- WHAT THE TASK REQUIRES
The data below must be copied in full and without any change.
+ + + + +
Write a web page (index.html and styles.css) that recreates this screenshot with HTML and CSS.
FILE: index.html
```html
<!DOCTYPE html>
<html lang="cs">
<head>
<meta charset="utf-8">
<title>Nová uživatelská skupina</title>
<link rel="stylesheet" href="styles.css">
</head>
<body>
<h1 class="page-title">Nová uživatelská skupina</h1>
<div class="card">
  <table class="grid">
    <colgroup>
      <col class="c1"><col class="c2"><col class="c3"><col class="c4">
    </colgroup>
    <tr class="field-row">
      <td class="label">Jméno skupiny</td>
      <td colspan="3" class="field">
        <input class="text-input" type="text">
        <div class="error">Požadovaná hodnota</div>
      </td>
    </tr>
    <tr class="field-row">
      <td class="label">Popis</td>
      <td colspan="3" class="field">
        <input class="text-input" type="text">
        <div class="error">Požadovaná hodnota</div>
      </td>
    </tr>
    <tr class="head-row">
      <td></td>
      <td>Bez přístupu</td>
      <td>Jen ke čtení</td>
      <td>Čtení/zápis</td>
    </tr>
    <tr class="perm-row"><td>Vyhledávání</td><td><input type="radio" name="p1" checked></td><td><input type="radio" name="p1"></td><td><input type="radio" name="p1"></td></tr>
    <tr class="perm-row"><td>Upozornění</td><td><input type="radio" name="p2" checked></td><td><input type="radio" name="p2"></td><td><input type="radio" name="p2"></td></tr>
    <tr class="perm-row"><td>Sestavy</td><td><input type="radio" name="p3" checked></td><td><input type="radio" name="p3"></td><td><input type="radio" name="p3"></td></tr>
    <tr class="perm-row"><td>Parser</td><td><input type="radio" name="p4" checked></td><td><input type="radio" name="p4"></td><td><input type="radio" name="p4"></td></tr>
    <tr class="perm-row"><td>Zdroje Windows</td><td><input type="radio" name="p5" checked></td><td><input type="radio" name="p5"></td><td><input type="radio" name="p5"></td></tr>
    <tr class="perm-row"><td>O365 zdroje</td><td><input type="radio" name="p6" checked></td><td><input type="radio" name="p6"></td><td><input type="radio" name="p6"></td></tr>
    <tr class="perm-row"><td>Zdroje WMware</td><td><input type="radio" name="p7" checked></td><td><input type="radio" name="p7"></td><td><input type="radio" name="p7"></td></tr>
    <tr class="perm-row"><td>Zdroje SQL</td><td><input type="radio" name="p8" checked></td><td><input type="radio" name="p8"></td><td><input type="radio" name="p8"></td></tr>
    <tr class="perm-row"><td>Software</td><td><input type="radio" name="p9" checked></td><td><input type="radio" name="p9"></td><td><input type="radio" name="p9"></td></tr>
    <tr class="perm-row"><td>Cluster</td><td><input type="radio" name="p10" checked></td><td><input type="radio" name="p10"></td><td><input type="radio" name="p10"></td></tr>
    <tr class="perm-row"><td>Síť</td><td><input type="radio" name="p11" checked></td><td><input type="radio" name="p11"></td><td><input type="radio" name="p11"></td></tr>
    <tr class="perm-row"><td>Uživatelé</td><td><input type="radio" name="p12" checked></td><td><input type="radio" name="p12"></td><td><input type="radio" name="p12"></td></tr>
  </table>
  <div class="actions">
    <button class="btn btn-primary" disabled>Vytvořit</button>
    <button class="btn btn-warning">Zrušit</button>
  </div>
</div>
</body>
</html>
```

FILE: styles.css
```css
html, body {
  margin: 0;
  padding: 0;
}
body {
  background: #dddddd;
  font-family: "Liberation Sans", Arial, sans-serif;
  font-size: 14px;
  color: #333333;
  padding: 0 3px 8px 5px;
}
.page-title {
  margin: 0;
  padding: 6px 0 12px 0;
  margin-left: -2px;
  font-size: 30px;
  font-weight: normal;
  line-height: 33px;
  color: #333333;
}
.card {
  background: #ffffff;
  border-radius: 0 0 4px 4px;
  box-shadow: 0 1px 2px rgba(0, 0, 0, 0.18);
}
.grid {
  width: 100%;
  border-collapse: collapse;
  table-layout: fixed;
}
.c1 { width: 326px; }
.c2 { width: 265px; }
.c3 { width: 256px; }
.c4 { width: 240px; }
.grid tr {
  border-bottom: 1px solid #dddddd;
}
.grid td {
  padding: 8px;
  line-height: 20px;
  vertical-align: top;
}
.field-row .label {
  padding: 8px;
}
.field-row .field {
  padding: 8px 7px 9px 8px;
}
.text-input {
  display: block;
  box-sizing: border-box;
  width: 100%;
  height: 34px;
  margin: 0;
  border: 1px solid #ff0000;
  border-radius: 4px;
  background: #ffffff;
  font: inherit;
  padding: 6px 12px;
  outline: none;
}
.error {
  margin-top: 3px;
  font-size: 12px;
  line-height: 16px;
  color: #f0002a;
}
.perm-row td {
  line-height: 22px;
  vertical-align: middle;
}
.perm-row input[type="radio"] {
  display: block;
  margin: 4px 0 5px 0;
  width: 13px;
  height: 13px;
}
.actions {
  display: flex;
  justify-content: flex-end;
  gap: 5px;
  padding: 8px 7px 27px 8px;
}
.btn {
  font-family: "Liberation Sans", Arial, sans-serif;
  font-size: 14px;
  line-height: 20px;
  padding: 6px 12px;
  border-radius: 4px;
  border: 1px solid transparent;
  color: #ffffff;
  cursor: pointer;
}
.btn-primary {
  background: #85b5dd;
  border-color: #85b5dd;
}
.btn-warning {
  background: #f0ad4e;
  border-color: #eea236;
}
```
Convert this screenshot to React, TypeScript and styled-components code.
+ + + + +
- RIGHT ANSWER
Write a web page (index.html and styles.css) that recreates this screenshot with HTML and CSS.
FILE: index.html
```html
<!DOCTYPE html>
<html lang="cs">
<head>
<meta charset="utf-8">
<title>Nová uživatelská skupina</title>
<link rel="stylesheet" href="styles.css">
</head>
<body>
<h1 class="page-title">Nová uživatelská skupina</h1>
<div class="card">
  <table class="grid">
    <colgroup>
      <col class="c1"><col class="c2"><col class="c3"><col class="c4">
    </colgroup>
    <tr class="field-row">
      <td class="label">Jméno skupiny</td>
      <td colspan="3" class="field">
        <input class="text-input" type="text">
        <div class="error">Požadovaná hodnota</div>
      </td>
    </tr>
    <tr class="field-row">
      <td class="label">Popis</td>
      <td colspan="3" class="field">
        <input class="text-input" type="text">
        <div class="error">Požadovaná hodnota</div>
      </td>
    </tr>
    <tr class="head-row">
      <td></td>
      <td>Bez přístupu</td>
      <td>Jen ke čtení</td>
      <td>Čtení/zápis</td>
    </tr>
    <tr class="perm-row"><td>Vyhledávání</td><td><input type="radio" name="p1" checked></td><td><input type="radio" name="p1"></td><td><input type="radio" name="p1"></td></tr>
    <tr class="perm-row"><td>Upozornění</td><td><input type="radio" name="p2" checked></td><td><input type="radio" name="p2"></td><td><input type="radio" name="p2"></td></tr>
    <tr class="perm-row"><td>Sestavy</td><td><input type="radio" name="p3" checked></td><td><input type="radio" name="p3"></td><td><input type="radio" name="p3"></td></tr>
    <tr class="perm-row"><td>Parser</td><td><input type="radio" name="p4" checked></td><td><input type="radio" name="p4"></td><td><input type="radio" name="p4"></td></tr>
    <tr class="perm-row"><td>Zdroje Windows</td><td><input type="radio" name="p5" checked></td><td><input type="radio" name="p5"></td><td><input type="radio" name="p5"></td></tr>
    <tr class="perm-row"><td>O365 zdroje</td><td><input type="radio" name="p6" checked></td><td><input type="radio" name="p6"></td><td><input type="radio" name="p6"></td></tr>
    <tr class="perm-row"><td>Zdroje WMware</td><td><input type="radio" name="p7" checked></td><td><input type="radio" name="p7"></td><td><input type="radio" name="p7"></td></tr>
    <tr class="perm-row"><td>Zdroje SQL</td><td><input type="radio" name="p8" checked></td><td><input type="radio" name="p8"></td><td><input type="radio" name="p8"></td></tr>
    <tr class="perm-row"><td>Software</td><td><input type="radio" name="p9" checked></td><td><input type="radio" name="p9"></td><td><input type="radio" name="p9"></td></tr>
    <tr class="perm-row"><td>Cluster</td><td><input type="radio" name="p10" checked></td><td><input type="radio" name="p10"></td><td><input type="radio" name="p10"></td></tr>
    <tr class="perm-row"><td>Síť</td><td><input type="radio" name="p11" checked></td><td><input type="radio" name="p11"></td><td><input type="radio" name="p11"></td></tr>
    <tr class="perm-row"><td>Uživatelé</td><td><input type="radio" name="p12" checked></td><td><input type="radio" name="p12"></td><td><input type="radio" name="p12"></td></tr>
  </table>
  <div class="actions">
    <button class="btn btn-primary" disabled>Vytvořit</button>
    <button class="btn btn-warning">Zrušit</button>
  </div>
</div>
</body>
</html>
```

FILE: styles.css
```css
html, body {
  margin: 0;
  padding: 0;
}
body {
  background: #dddddd;
  font-family: "Liberation Sans", Arial, sans-serif;
  font-size: 14px;
  color: #333333;
  padding: 0 3px 8px 5px;
}
.page-title {
  margin: 0;
  padding: 6px 0 12px 0;
  margin-left: -2px;
  font-size: 30px;
  font-weight: normal;
  line-height: 33px;
  color: #333333;
}
.card {
  background: #ffffff;
  border-radius: 0 0 4px 4px;
  box-shadow: 0 1px 2px rgba(0, 0, 0, 0.18);
}
.grid {
  width: 100%;
  border-collapse: collapse;
  table-layout: fixed;
}
.c1 { width: 326px; }
.c2 { width: 265px; }
.c3 { width: 256px; }
.c4 { width: 240px; }
.grid tr {
  border-bottom: 1px solid #dddddd;
}
.grid td {
  padding: 8px;
  line-height: 20px;
  vertical-align: top;
}
.field-row .label {
  padding: 8px;
}
.field-row .field {
  padding: 8px 7px 9px 8px;
}
.text-input {
  display: block;
  box-sizing: border-box;
  width: 100%;
  height: 34px;
  margin: 0;
  border: 1px solid #ff0000;
  border-radius: 4px;
  background: #ffffff;
  font: inherit;
  padding: 6px 12px;
  outline: none;
}
.error {
  margin-top: 3px;
  font-size: 12px;
  line-height: 16px;
  color: #f0002a;
}
.perm-row td {
  line-height: 22px;
  vertical-align: middle;
}
.perm-row input[type="radio"] {
  display: block;
  margin: 4px 0 5px 0;
  width: 13px;
  height: 13px;
}
.actions {
  display: flex;
  justify-content: flex-end;
  gap: 5px;
  padding: 8px 7px 27px 8px;
}
.btn {
  font-family: "Liberation Sans", Arial, sans-serif;
  font-size: 14px;
  line-height: 20px;
  padding: 6px 12px;
  border-radius: 4px;
  border: 1px solid transparent;
  color: #ffffff;
  cursor: pointer;
}
.btn-primary {
  background: #85b5dd;
  border-color: #85b5dd;
}
.btn-warning {
  background: #f0ad4e;
  border-color: #eea236;
}
```
Convert this screenshot to React, TypeScript and styled-components code.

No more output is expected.